Tuesday, September 22, 2015


 It was raining pretty hard when we pulled into the Visitors Center right after crossing the state line into Georgia!  We'll do pretty much anything to make sure we get some sort of picture, however!

It was a very long drive from New Orleans into Savannah.  Over 11 hours, most of it on Interstate 10.  Nice drive, though.  The weather was sunny, blue skies and puffy white clouds along the way (until, of course we crossed into Georgia....see above....).  But the landscape was really pretty.

It was almost dark when we got to the hotel, The Planters Inn in the historic district of Savannah.  A nice old Southern hotel.  Tall ceilings in the rooms, quaint 4 poster beds.  A non-HD flat screen TV that Adrienne couldn't see from her bed because one of those cute 4 poster posts was smack dab in her line of sight.  That was okay anyway, since she isn't much of a TV watcher.  But still.....

There wasn't much to do after we got settled.  We thought about going out and walking around, but it was rainy and dark and we weren't all that hungry since we had lunch late.  So we stayed in our room and got caught up on emails and plotted out our plan for the next day.

Woke up early - and today was my birthday!  Yay me!  It was nice not to have to get in the car and drive anywhere, and had the entire day to wander about Savannah.  Although it was still overcast and drizzly out, it was a bit cool which was perfect for wandering about.  We had decided to take a trolley tour around the historic center so we walked down to the Visitors Center, got our tickets and hopped aboard.  These trolleys and hop on/hop off tours are a quick and easy way to both see and hear about the highlights of a city, but also a good way to get to know your surroundings in terms of how the city is laid out, what you'd like to see later on, on "foot", etc.

Savannah is called the Hostess City of the South and is the oldest city in Georgia.  It was established in 1733 and was originally the first state capitol (now it's Augusta).  It's always been a very important seaport and today is no different.  In fact, I learned that Ikea has one of its largest U.S. distribution centers here in Savannah, due to the strategic nature of the port.  Savannah is also home to the birthplace of Juliette Gordon Low, the founder of the Girl Scouts of America.  We visited her home and enjoyed browsing through her gift shop and small museum.

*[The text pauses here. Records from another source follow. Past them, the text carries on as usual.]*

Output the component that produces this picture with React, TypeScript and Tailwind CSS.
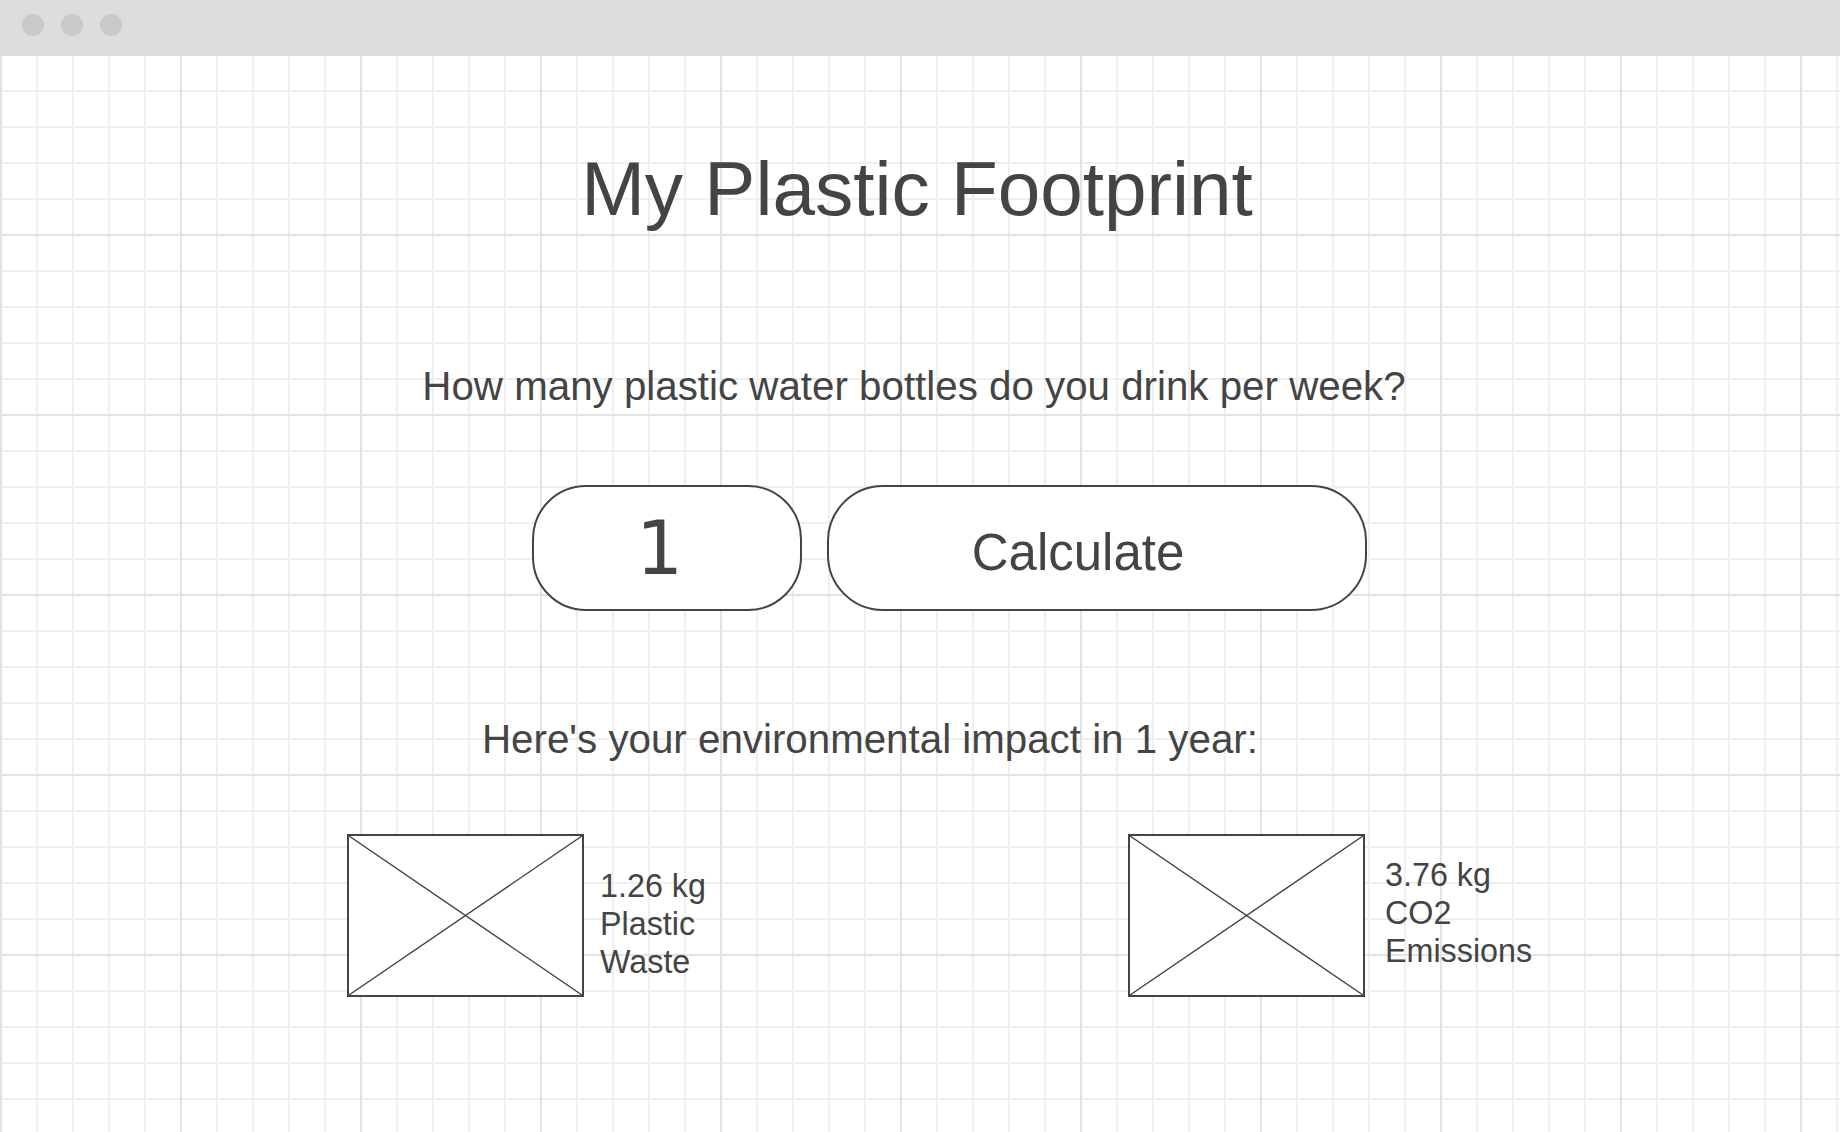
import React from "react";

function Placeholder() {
  return (
    <div className="relative w-[237px] h-[163px] shrink-0 border-2 border-[#444444] bg-white">
      <svg className="absolute inset-0 w-full h-full" viewBox="0 0 100 100" preserveAspectRatio="none">
        <line x1="0" y1="0" x2="100" y2="100" stroke="#444444" strokeWidth="1.4" vectorEffect="non-scaling-stroke" />
        <line x1="100" y1="0" x2="0" y2="100" stroke="#444444" strokeWidth="1.4" vectorEffect="non-scaling-stroke" />
      </svg>
    </div>
  );
}

export default function App() {
  return (
    <div className="w-full h-[1132px] flex flex-col overflow-hidden font-['Liberation_Sans',Arial,sans-serif] text-[#444444]">
      <div className="h-[56px] shrink-0 bg-[#dddddd] flex items-start pt-[14px] pl-[22px] gap-[17px]">
        <div className="w-[22px] h-[22px] rounded-full bg-[#c9c9c9]" />
        <div className="w-[22px] h-[22px] rounded-full bg-[#c9c9c9]" />
        <div className="w-[22px] h-[22px] rounded-full bg-[#c9c9c9]" />
      </div>
      <div className="flex-1 flex flex-col bg-white bg-[linear-gradient(to_right,#e3e3e3_2px,transparent_2px),linear-gradient(to_bottom,transparent_178px,#e3e3e3_178px),linear-gradient(to_right,#efefef_2px,transparent_2px),linear-gradient(to_bottom,transparent_34px,#efefef_34px)] bg-[size:180px_180px,180px_180px,36px_36px,36px_36px]">
        <h1 className="mt-[95px] text-[76.5px] leading-none text-center font-normal pr-[6px]">My Plastic Footprint</h1>
        <p className="mt-[139px] text-[40.3px] leading-none text-center pr-[12px]">
          How many plastic water bottles do you drink per week?
        </p>
        <div className="mt-[78px] flex gap-[25px] pl-[532px]">
          <div className="w-[270px] h-[126px] rounded-[54px] border-2 border-[#444444] bg-white flex items-center justify-center pr-[15px]">
            <span className="text-[74px] leading-none font-['DejaVu_Sans',sans-serif]">1</span>
          </div>
          <div className="w-[540px] h-[126px] rounded-[56px] border-2 border-[#444444] bg-white flex items-center justify-center pr-[38px]">
            <span className="mt-[9px] text-[51px] leading-none">Calculate</span>
          </div>
        </div>
        <p className="mt-[109px] pl-[482px] text-[40.3px] leading-none">Here's your environmental impact in 1 year:</p>
        <div className="mt-[74px] pl-[347px] flex">
          <div className="w-[781px] flex items-start gap-[16px]">
            <Placeholder />
            <div className="mt-[33px] text-[32.3px] leading-[38px]">
              <div>1.26 kg</div>
              <div>Plastic</div>
              <div>Waste</div>
            </div>
          </div>
          <div className="flex items-start gap-[20px]">
            <Placeholder />
            <div className="mt-[22px] text-[32.3px] leading-[38px]">
              <div>3.76 kg</div>
              <div>CO2</div>
              <div>Emissions</div>
            </div>
          </div>
        </div>
      </div>
    </div>
  );
}
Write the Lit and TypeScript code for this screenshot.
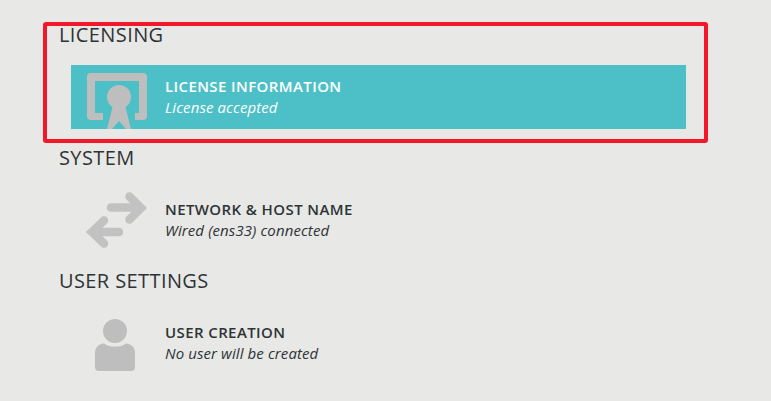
import { LitElement, html, css, svg } from "lit";
import { customElement } from "lit/decorators.js";

const cert = svg`<svg class="icon" width="64" height="64" viewBox="0 0 64 64">
  <path fill="#bebebe" d="M6 8H58a4 4 0 0 1 4 4V51a4 4 0 0 1-4 4H50V48H54V16H10V48H18V55H6a4 4 0 0 1-4-4V12a4 4 0 0 1 4-4Z"/>
  <circle cx="34" cy="32" r="12" fill="#bebebe"/>
  <path fill="#bebebe" d="M28 40H40L46 64H41L34 56L27 64H22Z"/>
</svg>`;

const arrows = svg`<svg class="icon" width="64" height="64" viewBox="0 0 64 64">
  <g fill="none" stroke="#c2c2c2" stroke-width="8.500" stroke-linecap="round" stroke-linejoin="miter">
    <path d="M26 19.500H54"/>
    <path d="M9 44H34"/>
    <path d="M44.500 8.500L56 20L44.500 31.500"/>
    <path d="M19 32.500L7 44L19 55.500"/>
  </g>
</svg>`;

const user = svg`<svg class="icon" width="64" height="64" viewBox="0 0 64 64">
  <circle cx="30" cy="20" r="12" fill="#bebebe"/>
  <path fill="#bebebe" d="M10 42C10 37 13 33 19 32.500C22 35 26 35.500 30 35.500C34 35.500 38 35 41 32.500C47 33 50 37 50 42V56A4 4 0 0 1 46 60H14A4 4 0 0 1 10 56Z"/>
</svg>`;

@customElement("app-root")
export class AppRoot extends LitElement {
  static styles = css`
    :host {
      display: block;
      position: relative;
      width: 771px;
      height: 401px;
      overflow: hidden;
      background: #e8e8e6;
      color: #2e3436;
      font-family: "Open Sans", "Noto Sans", sans-serif;
    }
    .page {
      display: flex;
      flex-direction: column;
      gap: 18px;
      padding: 24px 0 0 59px;
    }
    .title {
      height: 24px;
      line-height: 22px;
      font-size: 20px;
      font-weight: 400;
      letter-spacing: 0.4px;
      margin-bottom: 17px;
    }
    .row {
      display: flex;
      width: 615px;
      height: 64px;
      margin-left: 12px;
      overflow: hidden;
    }
    .row.on {
      background: #4dc0c7;
      color: #fff;
    }
    .icon {
      flex: none;
      display: block;
      margin-left: 14px;
    }
    .text {
      margin-left: 16px;
      padding-top: 11px;
    }
    .name {
      font-size: 15px;
      font-weight: 600;
      letter-spacing: 0.4px;
      line-height: 21px;
    }
    .status {
      font-size: 15px;
      font-style: italic;
      letter-spacing: 0.1px;
      line-height: 21px;
    }
    .box {
      position: absolute;
      left: 43px;
      top: 22px;
      width: 665px;
      height: 121px;
      box-sizing: border-box;
      border: 4px solid #f2182a;
      border-radius: 3px;
    }
  `;

  render() {
    return html`
      <div class="page">
        <section>
          <div class="title">LICENSING</div>
          <div class="row on">
            ${cert}
            <div class="text">
              <div class="name">LICENSE INFORMATION</div>
              <div class="status">License accepted</div>
            </div>
          </div>
        </section>
        <section>
          <div class="title">SYSTEM</div>
          <div class="row">
            ${arrows}
            <div class="text">
              <div class="name">NETWORK &amp; HOST NAME</div>
              <div class="status">Wired (ens33) connected</div>
            </div>
          </div>
        </section>
        <section>
          <div class="title">USER SETTINGS</div>
          <div class="row">
            ${user}
            <div class="text">
              <div class="name">USER CREATION</div>
              <div class="status">No user will be created</div>
            </div>
          </div>
        </section>
      </div>
      <div class="box"></div>
    `;
  }
}
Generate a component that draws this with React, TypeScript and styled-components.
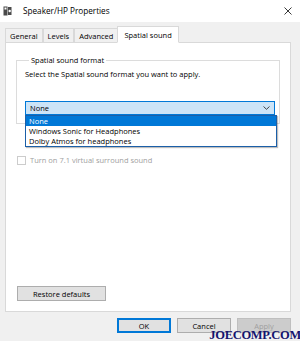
import React from "react";
import styled, { createGlobalStyle } from "styled-components";

const GlobalStyle = createGlobalStyle`
  html, body {
    margin: 0;
    padding: 0;
    background: #f0f0f0;
  }
  body {
    font-family: "Open Sans", "Liberation Sans", sans-serif;
    font-size: 7.5px;
    line-height: 10px;
    color: #000;
  }
`;

const Window = styled.div`
  position: relative;
  width: 300px;
  height: 341px;
  background: #f0f0f0;
  display: flex;
  flex-direction: column;
  overflow: hidden;
`;

const TitleBar = styled.div`
  height: 22px;
  background: #fff;
  display: flex;
  align-items: center;
  padding: 0 8px 0 3px;
  gap: 11px;
`;

const Title = styled.span`
  flex: 1;
  font-size: 8.2px;
  color: #000;
`;

const TabStrip = styled.div`
  display: flex;
  align-items: flex-end;
  height: 21px;
  padding-left: 5px;
  margin-bottom: -1px;
  position: relative;
  z-index: 1;
`;

const Tab = styled.div<{ $active?: boolean }>`
  height: ${(p) => (p.$active ? "17px" : "15px")};
  padding: 0 ${(p) => (p.$active ? "6px" : "4px")};
  margin-left: ${(p) => (p.$active ? "-1px" : "0")};
  display: flex;
  align-items: center;
  box-sizing: border-box;
  background: ${(p) => (p.$active ? "#fff" : "#f0f0f0")};
  border: 1px solid #d9d9d9;
  border-bottom: ${(p) => (p.$active ? "1px solid #fff" : "1px solid #d9d9d9")};
  & + & {
    border-left: ${(p) => (p.$active ? "1px solid #d9d9d9" : "none")};
  }
`;

const Panel = styled.div`
  margin: 0 9px 0 5px;
  height: 270px;
  box-sizing: border-box;
  background: #fff;
  border: 1px solid #d9d9d9;
  padding: 12px 10px 0 10px;
  display: flex;
  flex-direction: column;
`;

const GroupBox = styled.fieldset`
  position: relative;
  margin: 0;
  height: 69px;
  box-sizing: border-box;
  border: 1px solid #dcdcdc;
  padding: 4px 4px 0 8px;
  legend {
    padding: 0 2px;
    margin-left: 4px;
  }
`;

const Hint = styled.div`
  margin-bottom: 22px;
`;

const Select = styled.div`
  position: relative;
  height: 14px;
  box-sizing: border-box;
  background: #cce4f7;
  border: 1px solid #0078d7;
  display: flex;
  align-items: center;
  padding: 0 4px;
`;

const SelectValue = styled.span`
  flex: 1;
`;

const ListBox = styled.div`
  position: absolute;
  top: 13px;
  left: -1px;
  width: 250px;
  background: #fff;
  border: 1px solid #1b5fa8;
  box-shadow: 1px 1px 1px rgba(0, 0, 0, 0.25);
  z-index: 2;
`;

const Option = styled.div<{ $selected?: boolean }>`
  height: 10px;
  line-height: 10px;
  padding: 0 3px;
  background: ${(p) => (p.$selected ? "#0078d7" : "#fff")};
  color: ${(p) => (p.$selected ? "#fff" : "#000")};
`;

const CheckRow = styled.div`
  display: flex;
  align-items: center;
  gap: 4px;
  margin-top: 31px;
  margin-left: 1px;
  color: #a0a0a0;
`;

const CheckBox = styled.span`
  width: 9px;
  height: 9px;
  box-sizing: border-box;
  border: 1px solid #cccccc;
  background: #fff;
`;

const Spacer = styled.div`
  flex: 1;
`;

const Button = styled.button<{ $default?: boolean; $disabled?: boolean; $w?: number }>`
  width: ${(p) => p.$w ?? 54}px;
  height: 15px;
  padding: 0;
  font-family: inherit;
  font-size: 7.5px;
  color: ${(p) => (p.$disabled ? "#a0a0a0" : "#000")};
  background: ${(p) => (p.$disabled ? "#cccccc" : "#e1e1e1")};
  border: 1px solid ${(p) => (p.$default ? "#0078d7" : p.$disabled ? "#bfbfbf" : "#adadad")};
  box-shadow: ${(p) => (p.$default ? "inset 0 0 0 1px #0078d7" : "none")};
`;

const RestoreButton = styled(Button)`
  margin-bottom: 10px;
  margin-left: 1px;
`;

const Footer = styled.div`
  display: flex;
  justify-content: flex-end;
  gap: 6px;
  padding: 6px 9px 0 0;
`;

const Watermark = styled.div`
  position: absolute;
  right: -1px;
  bottom: 1px;
  font-family: "Liberation Serif", serif;
  font-weight: bold;
  font-size: 12.5px;
  letter-spacing: -0.3px;
  color: #14146e;
  transform: scaleY(1.05);
`;

const SpeakerIcon = () => (
  <svg width="9" height="10" viewBox="0 0 9 10">
    <rect x="0.5" y="0.5" width="4" height="9" fill="#4a4a4a" />
    <rect x="1.5" y="1.5" width="2" height="2" fill="#fff" />
    <rect x="5" y="1" width="3.5" height="8" fill="#4a4a4a" />
    <circle cx="6.7" cy="5" r="1.2" fill="#fff" />
  </svg>
);

const CloseIcon = () => (
  <svg width="8" height="8" viewBox="0 0 8 8">
    <path d="M0.5 0.5 L7.5 7.5 M7.5 0.5 L0.5 7.5" stroke="#222" strokeWidth="0.9" />
  </svg>
);

const Chevron = () => (
  <svg width="7" height="4" viewBox="0 0 7 4">
    <path d="M0.5 0.5 L3.5 3.3 L6.5 0.5" stroke="#333" strokeWidth="0.9" fill="none" />
  </svg>
);

const tabs = ["General", "Levels", "Advanced", "Spatial sound"];
const options = ["None", "Windows Sonic for Headphones", "Dolby Atmos for headphones"];

const App = () => {
  return (
    <>
      <GlobalStyle />
      <Window>
        <TitleBar>
          <SpeakerIcon />
          <Title>Speaker/HP Properties</Title>
          <CloseIcon />
        </TitleBar>
        <TabStrip>
          {tabs.map((t) => (
            <Tab key={t} $active={t === "Spatial sound"}>
              {t}
            </Tab>
          ))}
        </TabStrip>
        <Panel>
          <GroupBox>
            <legend>Spatial sound format</legend>
            <Hint>Select the Spatial sound format you want to apply.</Hint>
            <Select>
              <SelectValue>None</SelectValue>
              <Chevron />
              <ListBox>
                {options.map((o, i) => (
                  <Option key={o} $selected={i === 0}>
                    {o}
                  </Option>
                ))}
              </ListBox>
            </Select>
          </GroupBox>
          <CheckRow>
            <CheckBox />
            <span>Turn on 7.1 virtual surround sound</span>
          </CheckRow>
          <Spacer />
          <RestoreButton $w={89}>Restore defaults</RestoreButton>
        </Panel>
        <Footer>
          <Button $default>OK</Button>
          <Button>Cancel</Button>
          <Button $disabled>Apply</Button>
        </Footer>
        <Watermark>JOECOMP.COM</Watermark>
      </Window>
    </>
  );
};

export default App;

The Waving Girl is a famous statue of Florence Martus, who lived in the late 1800's and early 1900's. Her father worked at Fort Pulaski on Cocksure Island and Florence took it upon herself to be the unofficial greeter of all ships that came and left the Port of Savannah.  For 44 years she didn't miss a single ship.  She waved a handkerchief by day and a lantern by night.  Legend says that she waved at arriving ships because she had fallen in love with a sailor and wanted to be sure he would find her when he returned.

These two shots below are from inside the Congregation Mickve Israel.  Beautiful stained glass windows.  It is the 3rd oldest synagogue in the U.S.

My cousin Nik on the right, Adrienne on the left.  Birthday girl in the center!  Getting ready to visit the Olde Pink House for a special birthday dinner.  It was very good and a lovely evening.

This Spanish moss hanging from the live oaks trees in Savannah's many squares, or parks, is not really Spanish moss, but it is.  It's really a member of the pineapple family and also contains insects including the nasty little chigger (think bed bugs....).  Ewwww.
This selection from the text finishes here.